● **Exercise directions**: Each line below should be retyped exactly, with no pictures.

START Collected material

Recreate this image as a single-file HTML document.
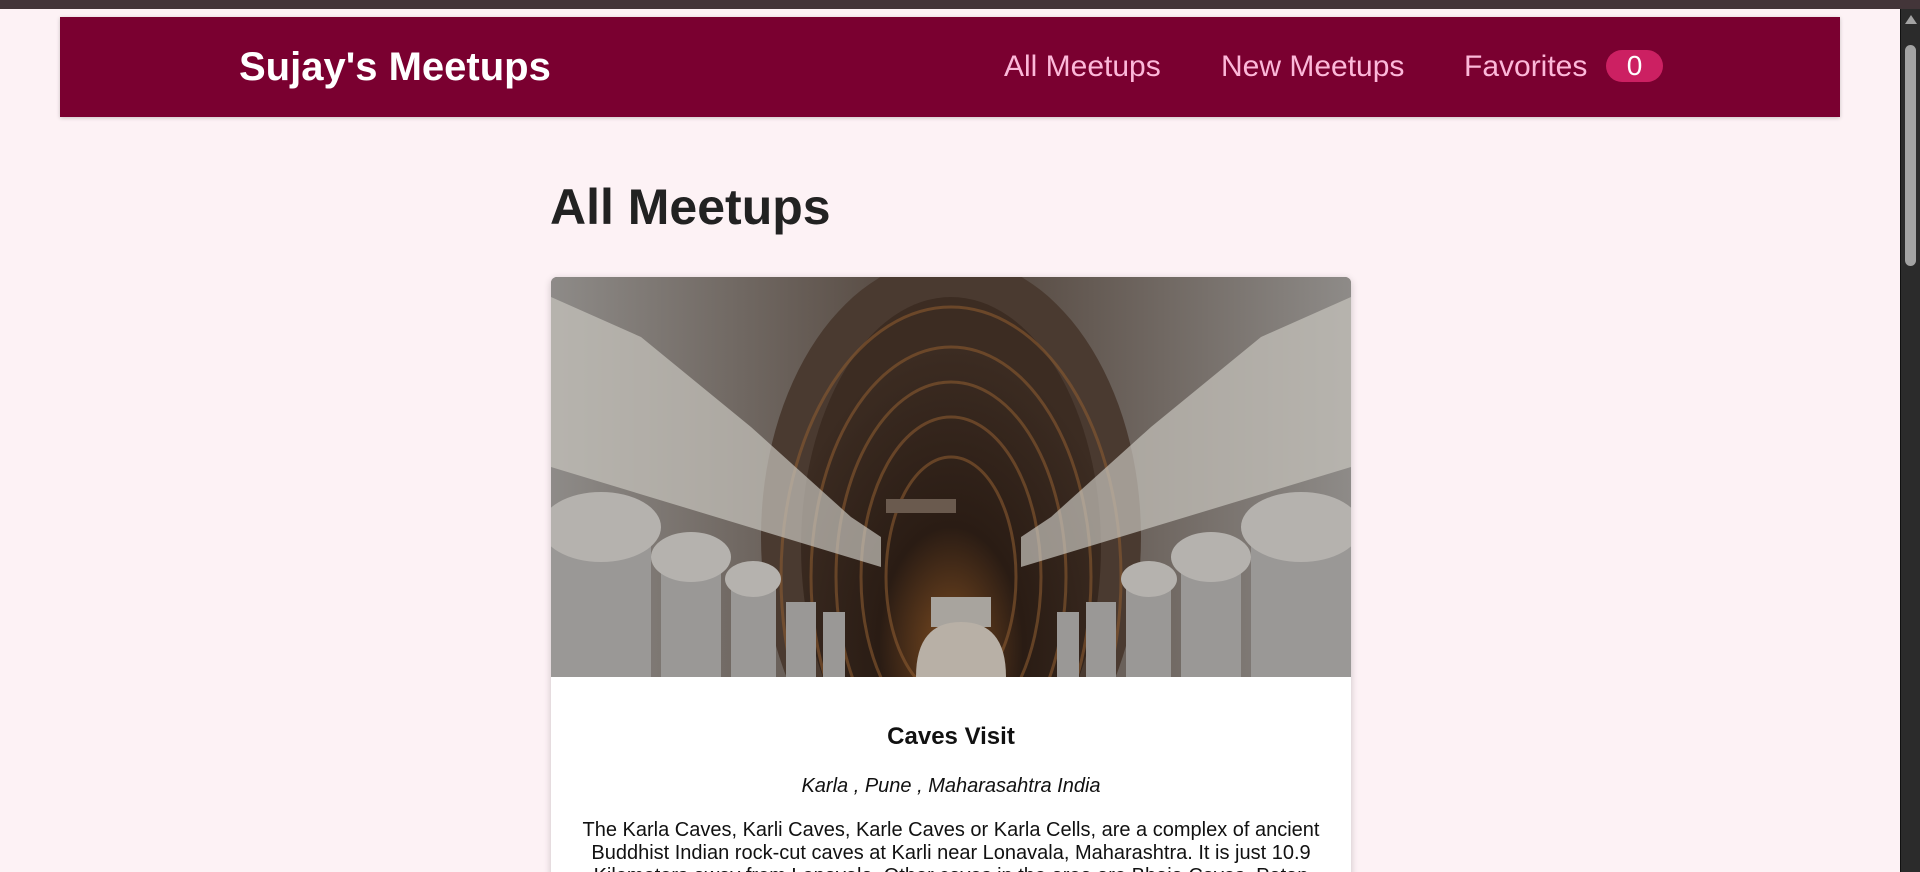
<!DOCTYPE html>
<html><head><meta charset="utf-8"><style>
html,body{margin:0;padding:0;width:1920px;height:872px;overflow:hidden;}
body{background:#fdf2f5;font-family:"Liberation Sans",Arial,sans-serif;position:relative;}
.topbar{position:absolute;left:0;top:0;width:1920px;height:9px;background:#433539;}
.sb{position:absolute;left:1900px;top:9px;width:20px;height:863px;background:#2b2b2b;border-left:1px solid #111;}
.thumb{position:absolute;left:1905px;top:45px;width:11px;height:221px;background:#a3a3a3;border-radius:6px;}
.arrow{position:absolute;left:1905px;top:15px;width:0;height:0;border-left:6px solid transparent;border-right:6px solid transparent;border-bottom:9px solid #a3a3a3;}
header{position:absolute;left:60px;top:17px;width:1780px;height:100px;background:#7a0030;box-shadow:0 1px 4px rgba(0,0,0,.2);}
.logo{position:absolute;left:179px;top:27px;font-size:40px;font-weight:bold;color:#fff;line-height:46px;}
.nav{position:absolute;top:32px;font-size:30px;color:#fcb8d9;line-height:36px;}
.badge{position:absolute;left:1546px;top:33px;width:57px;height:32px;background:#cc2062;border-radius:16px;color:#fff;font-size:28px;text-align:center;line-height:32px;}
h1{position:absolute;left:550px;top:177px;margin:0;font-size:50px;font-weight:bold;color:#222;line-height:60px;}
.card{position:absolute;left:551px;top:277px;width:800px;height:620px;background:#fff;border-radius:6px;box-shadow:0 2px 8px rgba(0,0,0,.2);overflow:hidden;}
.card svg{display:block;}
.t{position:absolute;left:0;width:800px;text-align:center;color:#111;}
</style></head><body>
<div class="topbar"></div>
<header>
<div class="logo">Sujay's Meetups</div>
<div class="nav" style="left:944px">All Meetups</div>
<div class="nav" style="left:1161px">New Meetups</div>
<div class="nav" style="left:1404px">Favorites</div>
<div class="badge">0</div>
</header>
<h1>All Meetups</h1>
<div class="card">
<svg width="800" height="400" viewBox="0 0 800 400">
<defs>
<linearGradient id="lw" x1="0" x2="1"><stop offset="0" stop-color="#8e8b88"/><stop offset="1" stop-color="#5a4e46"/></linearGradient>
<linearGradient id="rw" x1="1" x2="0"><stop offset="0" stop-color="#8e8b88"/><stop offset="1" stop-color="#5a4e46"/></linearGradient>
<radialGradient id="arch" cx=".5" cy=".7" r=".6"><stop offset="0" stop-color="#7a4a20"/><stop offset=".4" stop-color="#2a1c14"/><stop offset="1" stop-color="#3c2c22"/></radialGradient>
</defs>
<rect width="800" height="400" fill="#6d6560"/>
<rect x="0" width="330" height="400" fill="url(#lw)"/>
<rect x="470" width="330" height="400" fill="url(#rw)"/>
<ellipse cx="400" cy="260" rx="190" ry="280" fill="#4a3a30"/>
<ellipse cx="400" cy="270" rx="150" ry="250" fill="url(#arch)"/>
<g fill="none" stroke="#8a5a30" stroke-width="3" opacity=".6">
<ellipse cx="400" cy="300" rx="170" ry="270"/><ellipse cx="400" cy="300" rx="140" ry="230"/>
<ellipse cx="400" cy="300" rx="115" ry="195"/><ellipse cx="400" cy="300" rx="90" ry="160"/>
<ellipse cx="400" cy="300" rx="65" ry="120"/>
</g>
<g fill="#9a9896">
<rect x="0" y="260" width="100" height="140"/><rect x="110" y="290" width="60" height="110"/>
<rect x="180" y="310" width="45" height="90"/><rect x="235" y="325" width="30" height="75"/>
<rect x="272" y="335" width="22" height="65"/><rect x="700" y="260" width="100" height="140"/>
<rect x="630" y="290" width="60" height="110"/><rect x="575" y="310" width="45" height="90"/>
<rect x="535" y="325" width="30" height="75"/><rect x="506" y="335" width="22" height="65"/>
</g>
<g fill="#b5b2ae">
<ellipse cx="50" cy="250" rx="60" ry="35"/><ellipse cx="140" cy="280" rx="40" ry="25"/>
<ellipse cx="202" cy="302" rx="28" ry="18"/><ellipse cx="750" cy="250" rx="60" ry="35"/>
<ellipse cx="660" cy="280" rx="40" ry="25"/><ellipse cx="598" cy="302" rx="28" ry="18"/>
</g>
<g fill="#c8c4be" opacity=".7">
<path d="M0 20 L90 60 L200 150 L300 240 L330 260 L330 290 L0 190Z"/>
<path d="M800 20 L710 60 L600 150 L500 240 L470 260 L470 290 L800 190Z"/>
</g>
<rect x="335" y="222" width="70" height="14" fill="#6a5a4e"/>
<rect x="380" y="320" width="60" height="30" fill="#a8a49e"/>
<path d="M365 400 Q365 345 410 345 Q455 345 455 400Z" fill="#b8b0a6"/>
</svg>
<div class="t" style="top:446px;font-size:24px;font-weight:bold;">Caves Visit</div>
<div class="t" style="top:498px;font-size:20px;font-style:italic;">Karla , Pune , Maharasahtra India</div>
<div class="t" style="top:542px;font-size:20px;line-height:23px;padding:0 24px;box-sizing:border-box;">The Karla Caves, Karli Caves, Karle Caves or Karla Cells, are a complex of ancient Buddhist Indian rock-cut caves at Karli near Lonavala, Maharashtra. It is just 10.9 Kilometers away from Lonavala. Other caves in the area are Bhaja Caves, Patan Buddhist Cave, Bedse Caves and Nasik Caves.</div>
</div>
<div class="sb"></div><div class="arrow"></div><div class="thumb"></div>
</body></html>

END Collected material

● **Solution to this problem**:
Recreate this image as a single-file HTML document.
<!DOCTYPE html>
<html><head><meta charset="utf-8"><style>
html,body{margin:0;padding:0;width:1920px;height:872px;overflow:hidden;}
body{background:#fdf2f5;font-family:"Liberation Sans",Arial,sans-serif;position:relative;}
.topbar{position:absolute;left:0;top:0;width:1920px;height:9px;background:#433539;}
.sb{position:absolute;left:1900px;top:9px;width:20px;height:863px;background:#2b2b2b;border-left:1px solid #111;}
.thumb{position:absolute;left:1905px;top:45px;width:11px;height:221px;background:#a3a3a3;border-radius:6px;}
.arrow{position:absolute;left:1905px;top:15px;width:0;height:0;border-left:6px solid transparent;border-right:6px solid transparent;border-bottom:9px solid #a3a3a3;}
header{position:absolute;left:60px;top:17px;width:1780px;height:100px;background:#7a0030;box-shadow:0 1px 4px rgba(0,0,0,.2);}
.logo{position:absolute;left:179px;top:27px;font-size:40px;font-weight:bold;color:#fff;line-height:46px;}
.nav{position:absolute;top:32px;font-size:30px;color:#fcb8d9;line-height:36px;}
.badge{position:absolute;left:1546px;top:33px;width:57px;height:32px;background:#cc2062;border-radius:16px;color:#fff;font-size:28px;text-align:center;line-height:32px;}
h1{position:absolute;left:550px;top:177px;margin:0;font-size:50px;font-weight:bold;color:#222;line-height:60px;}
.card{position:absolute;left:551px;top:277px;width:800px;height:620px;background:#fff;border-radius:6px;box-shadow:0 2px 8px rgba(0,0,0,.2);overflow:hidden;}
.card svg{display:block;}
.t{position:absolute;left:0;width:800px;text-align:center;color:#111;}
</style></head><body>
<div class="topbar"></div>
<header>
<div class="logo">Sujay's Meetups</div>
<div class="nav" style="left:944px">All Meetups</div>
<div class="nav" style="left:1161px">New Meetups</div>
<div class="nav" style="left:1404px">Favorites</div>
<div class="badge">0</div>
</header>
<h1>All Meetups</h1>
<div class="card">
<svg width="800" height="400" viewBox="0 0 800 400">
<defs>
<linearGradient id="lw" x1="0" x2="1"><stop offset="0" stop-color="#8e8b88"/><stop offset="1" stop-color="#5a4e46"/></linearGradient>
<linearGradient id="rw" x1="1" x2="0"><stop offset="0" stop-color="#8e8b88"/><stop offset="1" stop-color="#5a4e46"/></linearGradient>
<radialGradient id="arch" cx=".5" cy=".7" r=".6"><stop offset="0" stop-color="#7a4a20"/><stop offset=".4" stop-color="#2a1c14"/><stop offset="1" stop-color="#3c2c22"/></radialGradient>
</defs>
<rect width="800" height="400" fill="#6d6560"/>
<rect x="0" width="330" height="400" fill="url(#lw)"/>
<rect x="470" width="330" height="400" fill="url(#rw)"/>
<ellipse cx="400" cy="260" rx="190" ry="280" fill="#4a3a30"/>
<ellipse cx="400" cy="270" rx="150" ry="250" fill="url(#arch)"/>
<g fill="none" stroke="#8a5a30" stroke-width="3" opacity=".6">
<ellipse cx="400" cy="300" rx="170" ry="270"/><ellipse cx="400" cy="300" rx="140" ry="230"/>
<ellipse cx="400" cy="300" rx="115" ry="195"/><ellipse cx="400" cy="300" rx="90" ry="160"/>
<ellipse cx="400" cy="300" rx="65" ry="120"/>
</g>
<g fill="#9a9896">
<rect x="0" y="260" width="100" height="140"/><rect x="110" y="290" width="60" height="110"/>
<rect x="180" y="310" width="45" height="90"/><rect x="235" y="325" width="30" height="75"/>
<rect x="272" y="335" width="22" height="65"/><rect x="700" y="260" width="100" height="140"/>
<rect x="630" y="290" width="60" height="110"/><rect x="575" y="310" width="45" height="90"/>
<rect x="535" y="325" width="30" height="75"/><rect x="506" y="335" width="22" height="65"/>
</g>
<g fill="#b5b2ae">
<ellipse cx="50" cy="250" rx="60" ry="35"/><ellipse cx="140" cy="280" rx="40" ry="25"/>
<ellipse cx="202" cy="302" rx="28" ry="18"/><ellipse cx="750" cy="250" rx="60" ry="35"/>
<ellipse cx="660" cy="280" rx="40" ry="25"/><ellipse cx="598" cy="302" rx="28" ry="18"/>
</g>
<g fill="#c8c4be" opacity=".7">
<path d="M0 20 L90 60 L200 150 L300 240 L330 260 L330 290 L0 190Z"/>
<path d="M800 20 L710 60 L600 150 L500 240 L470 260 L470 290 L800 190Z"/>
</g>
<rect x="335" y="222" width="70" height="14" fill="#6a5a4e"/>
<rect x="380" y="320" width="60" height="30" fill="#a8a49e"/>
<path d="M365 400 Q365 345 410 345 Q455 345 455 400Z" fill="#b8b0a6"/>
</svg>
<div class="t" style="top:446px;font-size:24px;font-weight:bold;">Caves Visit</div>
<div class="t" style="top:498px;font-size:20px;font-style:italic;">Karla , Pune , Maharasahtra India</div>
<div class="t" style="top:542px;font-size:20px;line-height:23px;padding:0 24px;box-sizing:border-box;">The Karla Caves, Karli Caves, Karle Caves or Karla Cells, are a complex of ancient Buddhist Indian rock-cut caves at Karli near Lonavala, Maharashtra. It is just 10.9 Kilometers away from Lonavala. Other caves in the area are Bhaja Caves, Patan Buddhist Cave, Bedse Caves and Nasik Caves.</div>
</div>
<div class="sb"></div><div class="arrow"></div><div class="thumb"></div>
</body></html>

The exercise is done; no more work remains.